What is asked
In the listing that follows, count each line containing the string "this" and report only the count.

───

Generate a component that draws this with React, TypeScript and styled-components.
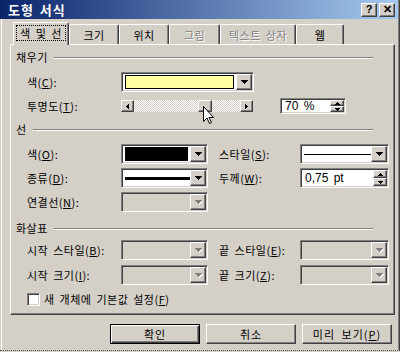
import React from "react";
import styled, { createGlobalStyle, css } from "styled-components";

const FACE = "#d4d0c8";
const SHADOW = "#808080";
const DARK = "#404040";

const GlobalStyle = createGlobalStyle`
  html, body { margin: 0; padding: 0; background: ${FACE}; }
  body {
    font-family: "Noto Sans CJK KR", "Noto Sans", sans-serif;
    font-size: 11px;
    letter-spacing: 0.5px;
    word-spacing: 2px;
    color: #000;
  }
  * { box-sizing: border-box; }
`;

const raised = css`
  border: 1px solid;
  border-color: #fff ${DARK} ${DARK} #fff;
  box-shadow: inset -1px -1px ${SHADOW}, inset 1px 1px ${FACE};
  background: ${FACE};
`;

const sunken = css`
  border: 1px solid;
  border-color: ${SHADOW} #fff #fff ${SHADOW};
  box-shadow: inset 1px 1px ${DARK}, inset -1px -1px ${FACE};
`;

const Window = styled.div`
  position: relative;
  width: 400px;
  height: 351px;
  display: flex;
  flex-direction: column;
  background: ${FACE};
  border-bottom: 1px dotted #555;
  box-shadow: inset 1px 0 ${FACE}, inset 2px 0 #fff, inset -1px 0 ${DARK}, inset -2px 0 ${SHADOW};
`;

const TitleBar = styled.div`
  height: 19px;
  margin-right: 2px;
  display: flex;
  align-items: center;
  padding: 0 3px 0 8px;
  background: linear-gradient(to right, #0a246a, #a6caf0);
  color: #fff;
`;

const TitleText = styled.div`
  flex: 1;
  font-size: 13px;
  font-weight: bold;
  letter-spacing: 1px;
  line-height: 19px;
`;

const CapButton = styled.div`
  ${raised};
  width: 16px;
  height: 14px;
  margin-left: 2px;
  display: flex;
  align-items: center;
  justify-content: center;
  color: #000;
  font-family: "Liberation Sans", sans-serif;
  font-weight: bold;
  font-size: 11px;
  letter-spacing: 0;
  line-height: 1;
`;

const Body = styled.div`
  flex: 1;
  display: flex;
  flex-direction: column;
  padding: 3px 5px 0 10px;
`;

const TabRow = styled.div`
  display: flex;
  align-items: flex-end;
  height: 22px;
  padding-left: 3px;
`;

const Tab = styled.div<{ $w: number; $sel?: boolean; $off?: boolean }>`
  position: relative;
  width: ${(p) => p.$w}px;
  height: ${(p) => (p.$sel ? 23 : 20)}px;
  margin-bottom: ${(p) => (p.$sel ? -1 : 0)}px;
  z-index: ${(p) => (p.$sel ? 2 : 1)};
  background: ${FACE};
  border-top: 1px solid #fff;
  border-left: 1px solid #fff;
  border-right: 1px solid ${DARK};
  border-top-left-radius: 2px;
  border-top-right-radius: 2px;
  box-shadow: inset -1px 0 ${SHADOW};
  display: flex;
  align-items: ${(p) => (p.$sel ? "flex-start" : "center")};
  padding-top: ${(p) => (p.$sel ? 3 : 0)}px;
  justify-content: center;
  white-space: nowrap;
  color: ${(p) => (p.$off ? SHADOW : "#000")};
  text-shadow: ${(p) => (p.$off ? "1px 1px #fff" : "none")};
`;

const FocusRect = styled.span`
  outline: 1px dotted #000;
  padding: 0 3px;
  line-height: 14px;
`;

const Panel = styled.div`
  height: 271px;
  ${raised};
  padding: 5px 0 0 5px;
  display: flex;
  flex-direction: column;
`;

const GroupHead = styled.div<{ $top: number }>`
  display: flex;
  align-items: center;
  height: 14px;
  margin-top: ${(p) => p.$top}px;
`;

const HeadLine = styled.div`
  flex: 1;
  margin: 1px 21px 0 6px;
  border-top: 1px solid ${SHADOW};
  border-bottom: 1px solid #fff;
`;

const Row = styled.div<{ $top: number; $h?: number }>`
  display: flex;
  align-items: center;
  height: ${(p) => p.$h ?? 20}px;
  margin-top: ${(p) => p.$top}px;
  padding-left: 11px;
`;

const Label = styled.div<{ $w: number }>`
  width: ${(p) => p.$w}px;
  flex: none;
  white-space: nowrap;
`;

const U = styled.span`
  text-decoration: underline;
`;

const Combo = styled.div<{ $w: number; $off?: boolean }>`
  ${sunken};
  width: ${(p) => p.$w}px;
  height: 20px;
  flex: none;
  display: flex;
  padding: 2px;
  background: ${(p) => (p.$off ? FACE : "#fff")};
`;

const Field = styled.div<{ $off?: boolean }>`
  flex: 1;
  display: flex;
  align-items: center;
  padding: 1px 2px;
  background: ${(p) => (p.$off ? FACE : "#fff")};
  margin: -1px 0 -1px -1px;
`;

const Swatch = styled.div<{ $color: string; $outline?: boolean }>`
  flex: 1;
  height: 100%;
  background: ${(p) => p.$color};
  border: ${(p) => (p.$outline ? "1px solid #000" : "none")};
`;

const LineSample = styled.div<{ $t: number }>`
  flex: 1;
  height: ${(p) => p.$t}px;
  background: #000;
  margin-right: -2px;
`;

const DropBtn = styled.div`
  ${raised};
  width: 16px;
  flex: none;
  margin: -1px -1px -1px 0;
  display: flex;
  align-items: center;
  justify-content: center;
`;

const Arrow = ({ dir, off, w = 7 }: { dir: "down" | "up" | "left" | "right"; off?: boolean; w?: number }) => {
  const h = Math.ceil(w / 2);
  const vert = dir === "down" || dir === "up";
  const pts =
    dir === "down"
      ? `0,0 ${w},0 ${w / 2},${h}`
      : dir === "up"
      ? `0,${h} ${w},${h} ${w / 2},0`
      : dir === "left"
      ? `${h},0 ${h},${w} 0,${w / 2}`
      : `0,0 0,${w} ${h},${w / 2}`;
  return (
    <svg
      width={vert ? w : h}
      height={vert ? h : w}
      style={{ display: "block", filter: off ? "drop-shadow(1px 1px 0 #fff)" : undefined }}
    >
      <polygon points={pts} fill={off ? SHADOW : "#000"} shapeRendering="crispEdges" />
    </svg>
  );
};

const Slider = styled.div`
  width: 132px;
  height: 12px;
  flex: none;
  display: flex;
`;

const SliderBtn = styled.div`
  ${raised};
  width: 13px;
  height: 12px;
  flex: none;
  display: flex;
  align-items: center;
  justify-content: center;
`;

const Track = styled.div`
  flex: 1;
  display: flex;
  background-color: #fff;
  background-image: conic-gradient(#fff 25%, ${FACE} 0 50%, #fff 0 75%, ${FACE} 0);
  background-size: 2px 2px;
`;

const Thumb = styled.div`
  ${raised};
  width: 14px;
  height: 12px;
`;

const Spin = styled.div<{ $w: number; $h: number; $ml?: number }>`
  ${sunken};
  width: ${(p) => p.$w}px;
  height: ${(p) => p.$h}px;
  margin-left: ${(p) => p.$ml ?? 0}px;
  flex: none;
  display: flex;
  background: #fff;
  padding: 2px;
`;

const SpinText = styled.div`
  flex: 1;
  display: flex;
  align-items: center;
  padding-left: 2px;
  font-family: "Liberation Sans", "Noto Sans CJK KR", sans-serif;
  font-size: 12px;
  letter-spacing: 0;
`;

const SpinBtns = styled.div`
  width: 14px;
  display: flex;
  flex-direction: column;
  margin: -1px -1px -1px 0;
`;

const SpinBtn = styled.div`
  ${raised};
  flex: 1;
  display: flex;
  align-items: center;
  justify-content: center;
`;

const Gap = styled.div<{ $w: number }>`
  width: ${(p) => p.$w}px;
  flex: none;
`;

const CheckBox = styled.div`
  ${sunken};
  width: 13px;
  height: 13px;
  background: #fff;
  margin-right: 4px;
`;

const ButtonRow = styled.div`
  display: flex;
  justify-content: flex-end;
  gap: 6px;
  margin-top: 9px;
  padding-right: 3px;
`;

const PushButton = styled.div<{ $def?: boolean }>`
  width: 90px;
  height: 20px;
  display: flex;
  align-items: center;
  justify-content: center;
  background: ${FACE};
  border: 1px solid;
  border-color: #fff ${DARK} ${DARK} #fff;
  box-shadow: inset -1px -1px ${SHADOW};
  ${(p) =>
    p.$def &&
    css`
      border: 1px solid #000;
      box-shadow: inset 1px 1px #fff, inset -1px -1px ${DARK}, inset -2px -2px ${SHADOW};
    `}
  letter-spacing: 1px;
  word-spacing: 3px;
`;

const Cursor = styled.svg`
  position: absolute;
  left: 203px;
  top: 106px;
`;

const FillCombo = ({ children, w, off }: { children?: React.ReactNode; w: number; off?: boolean }) => (
  <Combo $w={w} $off={off}>
    <Field $off={off}>{children}</Field>
    <DropBtn>
      <Arrow dir="down" off={off} />
    </DropBtn>
  </Combo>
);

const SpinBox = ({ text, w, h, ml }: { text: string; w: number; h: number; ml?: number }) => (
  <Spin $w={w} $h={h} $ml={ml}>
    <SpinText>{text}</SpinText>
    <SpinBtns>
      <SpinBtn>
        <Arrow dir="up" w={5} />
      </SpinBtn>
      <SpinBtn>
        <Arrow dir="down" w={5} />
      </SpinBtn>
    </SpinBtns>
  </Spin>
);

const tabs = [
  { label: "색 및 선", w: 56, sel: true },
  { label: "크기", w: 50 },
  { label: "위치", w: 50 },
  { label: "그림", w: 51, off: true },
  { label: "텍스트 상자", w: 76, off: true },
  { label: "웹", w: 48 },
];

const transparency = 70;

export default function App() {
  // thumb offset inside the 106px track
  const thumbLeft = Math.round(((106 - 14) * transparency) / 100);

  return (
    <Window>
      <GlobalStyle />
      <TitleBar>
        <TitleText>도형 서식</TitleText>
        <CapButton>?</CapButton>
        <CapButton>✕</CapButton>
      </TitleBar>

      <Body>
        <TabRow>
          {tabs.map((t) => (
            <Tab key={t.label} $w={t.w} $sel={t.sel} $off={t.off}>
              {t.sel ? <FocusRect>{t.label}</FocusRect> : t.label}
            </Tab>
          ))}
        </TabRow>

        <Panel>
          <GroupHead $top={0}>
            채우기
            <HeadLine />
          </GroupHead>
          <Row $top={8}>
            <Label $w={94}>
              색(<U>C</U>):
            </Label>
            <FillCombo w={133}>
              <Swatch $color="#ffffa0" $outline />
            </FillCombo>
          </Row>
          <Row $top={4}>
            <Label $w={94}>
              투명도(<U>T</U>):
            </Label>
            <Slider>
              <SliderBtn>
                <Arrow dir="left" w={5} />
              </SliderBtn>
              <Track>
                <Thumb style={{ marginLeft: thumbLeft }} />
              </Track>
              <SliderBtn>
                <Arrow dir="right" w={5} />
              </SliderBtn>
            </Slider>
            <SpinBox text="70 %" w={66} h={16} ml={27} />
          </Row>

          <GroupHead $top={6}>
            선
            <HeadLine />
          </GroupHead>
          <Row $top={8}>
            <Label $w={94}>
              색(<U>O</U>):
            </Label>
            <FillCombo w={87}>
              <Swatch $color="#000" />
            </FillCombo>
            <Gap $w={11} />
            <Label $w={81}>
              스타일(<U>S</U>):
            </Label>
            <FillCombo w={89}>
              <LineSample $t={1} />
            </FillCombo>
          </Row>
          <Row $top={4}>
            <Label $w={94}>
              종류(<U>D</U>):
            </Label>
            <FillCombo w={87}>
              <LineSample $t={3} />
            </FillCombo>
            <Gap $w={11} />
            <Label $w={81}>
              두께(<U>W</U>):
            </Label>
            <SpinBox text="0,75 pt" w={89} h={20} />
          </Row>
          <Row $top={4}>
            <Label $w={94}>
              연결선(<U>N</U>):
            </Label>
            <FillCombo w={87} off />
          </Row>

          <GroupHead $top={9}>
            화살표
            <HeadLine />
          </GroupHead>
          <Row $top={5}>
            <Label $w={94}>
              시작 스타일(<U>B</U>):
            </Label>
            <FillCombo w={87} off />
            <Gap $w={11} />
            <Label $w={81}>
              끝 스타일(<U>E</U>):
            </Label>
            <FillCombo w={89} off />
          </Row>
          <Row $top={5}>
            <Label $w={94}>
              시작 크기(<U>I</U>):
            </Label>
            <FillCombo w={87} off />
            <Gap $w={11} />
            <Label $w={81}>
              끝 크기(<U>Z</U>):
            </Label>
            <FillCombo w={89} off />
          </Row>
          <Row $top={7} $h={14}>
            <CheckBox />
            새 개체에 기본값 설정(<U>F</U>)
          </Row>
        </Panel>

        <ButtonRow>
          <PushButton $def>확인</PushButton>
          <PushButton>취소</PushButton>
          <PushButton>
            미리 보기(<U>P</U>)
          </PushButton>
        </ButtonRow>
      </Body>

      <Cursor width="12" height="19" viewBox="0 0 12 19">
        <path d="M0.5 0.5 L0.5 15.5 L4 12 L6.5 17.5 L8.5 16.5 L6 11.5 L10.5 11.5 Z" fill="#fff" stroke="#000" strokeWidth="1" />
      </Cursor>
    </Window>
  );
}
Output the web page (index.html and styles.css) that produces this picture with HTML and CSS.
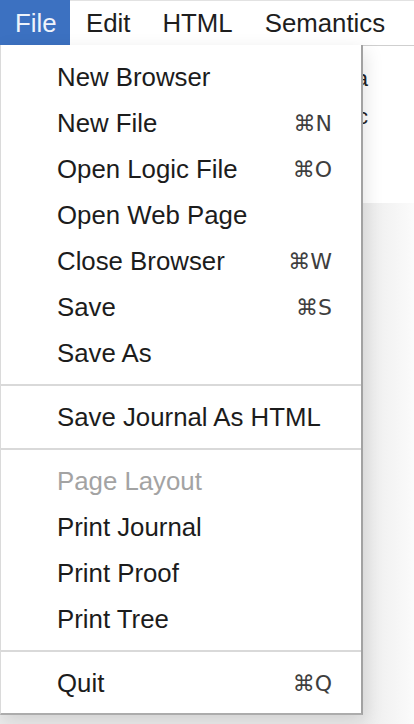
FILE: index.html
```html
<!DOCTYPE html>
<html>
<head>
<meta charset="utf-8">
<link rel="stylesheet" href="styles.css">
</head>
<body>
<div class="app">
  <div class="menubar">
    <span class="mb-item active">File</span>
    <span class="mb-item">Edit</span>
    <span class="mb-item">HTML</span>
    <span class="mb-item">Semantics</span>
  </div>
  <div class="workspace">
    <div class="panel">
      <p class="pline">a</p>
      <p class="pline">c</p>
    </div>
    <div class="backdrop"></div>
  </div>
  <div class="dropdown">
    <div class="group">
      <div class="mi"><span>New Browser</span></div>
      <div class="mi"><span>New File</span><span class="sc">⌘N</span></div>
      <div class="mi"><span>Open Logic File</span><span class="sc">⌘O</span></div>
      <div class="mi"><span>Open Web Page</span></div>
      <div class="mi"><span>Close Browser</span><span class="sc">⌘W</span></div>
      <div class="mi"><span>Save</span><span class="sc">⌘S</span></div>
      <div class="mi"><span>Save As</span></div>
    </div>
    <div class="sep"></div>
    <div class="group">
      <div class="mi"><span>Save Journal As HTML</span></div>
    </div>
    <div class="sep"></div>
    <div class="group">
      <div class="mi disabled"><span>Page Layout</span></div>
      <div class="mi"><span>Print Journal</span></div>
      <div class="mi"><span>Print Proof</span></div>
      <div class="mi"><span>Print Tree</span></div>
    </div>
    <div class="sep"></div>
    <div class="group">
      <div class="mi"><span>Quit</span><span class="sc">⌘Q</span></div>
    </div>
  </div>
</div>
</body>
</html>
```
FILE: styles.css
```css
* { box-sizing: border-box; }
html, body {
  margin: 0;
  padding: 0;
  width: 414px;
  height: 724px;
  overflow: hidden;
  background: #f8f8f8;
  font-family: "Liberation Sans", Arial, Helvetica, sans-serif;
}
.app {
  position: relative;
  width: 414px;
  height: 724px;
  display: flex;
  flex-direction: column;
}
.menubar {
  height: 46px;
  display: flex;
  align-items: stretch;
  background: #ffffff;
  border-top: 1px solid #e2e2e2;
  border-bottom: 1px solid #cfcfcf;
}
.mb-item {
  display: flex;
  align-items: center;
  padding: 0 16px 0;
  font-size: 25.8px;
  color: #1e1e1e;
}
.mb-item.active {
  width: 70px;
  padding-left: 15px;
  margin-top: -1px;
  margin-bottom: -1px;
  background: #3c71c1;
  color: #eef3fb;
}
.workspace {
  flex: 1;
  display: flex;
  flex-direction: column;
}
.panel {
  height: 157px;
  background: #ffffff;
  width: 414px;
  padding: 14px 0 0 0;
}
.pline {
  margin: 0;
  width: 368px;
  text-align: right;
  font-family: "Liberation Sans", Arial, sans-serif;
  font-size: 22px;
  line-height: 38px;
  color: #222;
}
.backdrop {
  flex: 1;
  background: linear-gradient(to right, #ececec 363px, #fbfbfb 414px);
}
.dropdown {
  position: absolute;
  top: 45px;
  left: 0;
  width: 363px;
  background: #ffffff;
  border-left: 1px solid #dadada;
  border-right: 2px solid #a2a2a2;
  border-bottom: 2px solid #acacac;
  padding: 9px 0 7px;
  box-shadow: 2px 6px 18px rgba(0, 0, 0, 0.12);
}
.mi {
  height: 46px;
  display: flex;
  align-items: center;
  justify-content: space-between;
  padding: 0 29px 0 56px;
  font-size: 25.8px;
  color: #1c1c1c;
}
.mi.disabled { color: #a3a3a3; }
.sc {
  color: #3e3e3e;
  font-family: "DejaVu Sans", "Liberation Sans", sans-serif;
  font-size: 22px;
}
.sep {
  height: 2px;
  margin: 8px 0;
  background: #d9d9d9;
}
```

───

The answer
2